- Born: 6 August 1959 Damietta, Egypt
- Died: 30 August 2019 (aged 60)
- Education: Cairo University
- Occupations: Writer; translator;

= Nagwa Shaaban =

Egyptian writer (1959–2019)

Nagwa Shaaban (6 August 1959 – 30 August 2019) was an Egyptian writer of novels and translator. She worked as a cultural officer and translator of English articles into Arabic for Middle East News Agency. Shaaban authored three novels, earning the Sharjah Girls' Clubs Awards for the 1995 work Al-Ghar and the State Encouragement Award from the Ministry of Culture of Egypt in 2004 for Nawat Al-Karam published two years earlier.

==Biography==
She was born in Damietta, Egypt. Shaaban was a graduate of the Faculty of Media, Cairo University with a Bachelor of Arts degree. She went on to obtain a diploma from the International Labour Organization.and got employment as a cultural officer for the Middle East News Agency (MENA). Shaaban also translated into Arabic from English several artistic, cultural, political and psychological articles for the MENA, from multiple English-language newspapers such as The Times in the United Kingdom. She conducted presentations of recently released books. Shaaban also finished two research papers on plastic art in the United States, a topic she had an interest in and one of those papers influenced Shahla Al-Ajili to write the novel Nawat Al-Karam. She wrote critical reviews on the works of Egyptian novelists.

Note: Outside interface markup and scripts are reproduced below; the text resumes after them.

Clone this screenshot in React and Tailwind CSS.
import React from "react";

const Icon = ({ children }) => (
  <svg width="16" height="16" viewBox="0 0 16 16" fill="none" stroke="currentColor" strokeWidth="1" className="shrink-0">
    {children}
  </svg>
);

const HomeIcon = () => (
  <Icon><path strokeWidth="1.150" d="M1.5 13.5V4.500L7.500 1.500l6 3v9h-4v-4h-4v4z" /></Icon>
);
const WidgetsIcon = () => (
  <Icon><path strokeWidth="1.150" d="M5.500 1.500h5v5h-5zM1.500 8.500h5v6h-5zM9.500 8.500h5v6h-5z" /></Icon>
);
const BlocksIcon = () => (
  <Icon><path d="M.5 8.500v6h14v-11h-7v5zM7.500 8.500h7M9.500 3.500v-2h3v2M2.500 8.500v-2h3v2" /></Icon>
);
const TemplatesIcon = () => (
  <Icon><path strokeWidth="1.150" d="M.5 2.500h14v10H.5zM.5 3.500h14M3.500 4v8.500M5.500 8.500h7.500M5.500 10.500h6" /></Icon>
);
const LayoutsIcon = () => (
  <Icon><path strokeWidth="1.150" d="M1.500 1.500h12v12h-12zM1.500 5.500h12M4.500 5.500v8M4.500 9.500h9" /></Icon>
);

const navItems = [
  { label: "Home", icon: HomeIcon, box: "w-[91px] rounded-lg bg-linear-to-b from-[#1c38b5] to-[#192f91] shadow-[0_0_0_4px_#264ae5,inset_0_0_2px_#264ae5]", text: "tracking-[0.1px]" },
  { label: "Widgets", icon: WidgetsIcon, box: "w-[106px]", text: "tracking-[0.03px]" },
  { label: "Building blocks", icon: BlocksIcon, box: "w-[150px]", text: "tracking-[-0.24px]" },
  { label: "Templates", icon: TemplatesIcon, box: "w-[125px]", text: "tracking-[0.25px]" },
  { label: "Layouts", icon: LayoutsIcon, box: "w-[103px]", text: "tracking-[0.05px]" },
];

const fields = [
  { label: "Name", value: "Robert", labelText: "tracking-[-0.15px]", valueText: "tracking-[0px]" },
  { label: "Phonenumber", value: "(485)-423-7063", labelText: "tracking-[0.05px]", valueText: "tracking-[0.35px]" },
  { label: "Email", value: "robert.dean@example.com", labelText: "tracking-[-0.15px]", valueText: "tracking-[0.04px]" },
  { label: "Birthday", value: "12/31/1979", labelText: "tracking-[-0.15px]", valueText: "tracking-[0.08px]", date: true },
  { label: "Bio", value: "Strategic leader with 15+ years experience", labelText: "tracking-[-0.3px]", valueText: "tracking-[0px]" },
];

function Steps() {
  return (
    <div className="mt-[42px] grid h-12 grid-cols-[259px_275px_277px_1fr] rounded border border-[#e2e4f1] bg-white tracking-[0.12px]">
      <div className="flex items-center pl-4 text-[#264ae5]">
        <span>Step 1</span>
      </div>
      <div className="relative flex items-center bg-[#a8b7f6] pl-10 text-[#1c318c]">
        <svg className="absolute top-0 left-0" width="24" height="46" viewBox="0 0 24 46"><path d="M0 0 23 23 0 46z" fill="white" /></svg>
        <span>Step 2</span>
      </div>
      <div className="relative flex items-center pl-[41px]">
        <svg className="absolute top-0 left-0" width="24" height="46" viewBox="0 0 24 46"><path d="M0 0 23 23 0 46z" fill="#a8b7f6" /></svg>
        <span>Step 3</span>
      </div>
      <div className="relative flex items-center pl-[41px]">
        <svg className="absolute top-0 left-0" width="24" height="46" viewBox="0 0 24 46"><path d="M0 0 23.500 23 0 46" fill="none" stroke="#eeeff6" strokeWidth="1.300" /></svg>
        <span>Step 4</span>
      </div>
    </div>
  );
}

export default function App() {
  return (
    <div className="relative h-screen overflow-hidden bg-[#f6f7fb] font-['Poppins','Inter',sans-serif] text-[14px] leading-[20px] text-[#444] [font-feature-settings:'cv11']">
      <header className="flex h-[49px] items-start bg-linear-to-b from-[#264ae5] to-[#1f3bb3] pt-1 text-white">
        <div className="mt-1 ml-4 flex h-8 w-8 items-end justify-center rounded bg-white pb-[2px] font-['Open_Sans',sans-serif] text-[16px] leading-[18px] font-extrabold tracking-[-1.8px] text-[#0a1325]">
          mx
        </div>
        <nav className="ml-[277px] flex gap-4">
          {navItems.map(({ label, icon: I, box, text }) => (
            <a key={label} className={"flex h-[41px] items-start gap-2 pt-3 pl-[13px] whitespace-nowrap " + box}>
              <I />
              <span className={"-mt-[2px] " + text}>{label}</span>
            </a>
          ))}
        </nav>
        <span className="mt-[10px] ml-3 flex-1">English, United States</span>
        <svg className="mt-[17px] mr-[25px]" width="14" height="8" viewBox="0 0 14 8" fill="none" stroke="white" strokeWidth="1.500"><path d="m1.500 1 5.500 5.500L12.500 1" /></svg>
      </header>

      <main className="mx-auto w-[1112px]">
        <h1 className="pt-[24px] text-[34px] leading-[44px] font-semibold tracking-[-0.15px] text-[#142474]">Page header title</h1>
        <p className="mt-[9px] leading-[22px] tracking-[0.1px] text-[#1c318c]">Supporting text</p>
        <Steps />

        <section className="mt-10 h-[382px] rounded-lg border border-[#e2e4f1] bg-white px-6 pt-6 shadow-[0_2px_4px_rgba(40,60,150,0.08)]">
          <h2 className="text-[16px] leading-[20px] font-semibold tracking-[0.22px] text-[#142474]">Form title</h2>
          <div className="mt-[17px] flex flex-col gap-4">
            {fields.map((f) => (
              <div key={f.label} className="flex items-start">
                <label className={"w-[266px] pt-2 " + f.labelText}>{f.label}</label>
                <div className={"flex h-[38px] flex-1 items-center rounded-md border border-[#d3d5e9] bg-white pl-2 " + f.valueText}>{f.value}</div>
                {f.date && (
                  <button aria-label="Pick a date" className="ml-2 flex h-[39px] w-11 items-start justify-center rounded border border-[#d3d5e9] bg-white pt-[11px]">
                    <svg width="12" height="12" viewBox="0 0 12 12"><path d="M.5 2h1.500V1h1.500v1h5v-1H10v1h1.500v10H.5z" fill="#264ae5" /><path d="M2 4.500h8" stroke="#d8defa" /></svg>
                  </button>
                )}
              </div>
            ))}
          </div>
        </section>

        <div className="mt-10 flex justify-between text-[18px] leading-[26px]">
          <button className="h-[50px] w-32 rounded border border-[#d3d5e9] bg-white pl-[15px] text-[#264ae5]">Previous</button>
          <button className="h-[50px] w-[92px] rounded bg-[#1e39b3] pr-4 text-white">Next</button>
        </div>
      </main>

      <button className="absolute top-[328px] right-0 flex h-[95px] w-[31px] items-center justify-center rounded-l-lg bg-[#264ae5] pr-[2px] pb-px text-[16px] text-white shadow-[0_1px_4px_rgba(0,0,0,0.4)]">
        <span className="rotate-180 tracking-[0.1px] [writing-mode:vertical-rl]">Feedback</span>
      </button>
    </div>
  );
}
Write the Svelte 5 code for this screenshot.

In 1995, Shaaban authored the early short stories collection The Labyrinths as her first literary work. Three years later, she authored and published her first novel Al-Ghar that explored family roots and the practice of slave smuggling in spite of Isma'il Pasha attempting to abolish the practice. The novel earned Shaaban the Sharjah Girls' Clubs Award. She wrote her second novel, Nawat Al-Karam, which was based on history and first published by the Cairo-based Merit Publishing House in 2002; she had completed it on 15 May 2001. Shaaban was named the winner of the State Encouragement Award by the Ministry of Culture of Egypt in 2004 for her work on the novel. Her final novel, Al-Mursi, was published by The New Culture House in 2008. She had ceased her literary working in the final years of her life.

==Personal life==
Shaaban was married and had one son with her husband. On 30 August 2019, she died after a struggle with ill health. A memorial ceremony for Shabban was organised by the Batana Publishing Foundation on 4 September 2019.

==Style==
Masrawy wrote that her writing style in Nawat al-Karam was "A mixed reality with myths, with tired human beings governed by a brute authority, and all beings, people, animals, plants and inanimate objects coexist in it, and many similarities and opposites are present, so that all these elements interact on the shoulders of a remarkable narrative, giving its creator a special taste in the current Egyptian literary scene." Alqabas observed that "she is not concerned with monitoring major events or well-known personalities whose history everyone knows by referring to historical sources, but it is concerned with those who have history on their shoulders without having the opportunity to write this history, because this opportunity is almost dependent on those who own the order of the history writers themselves."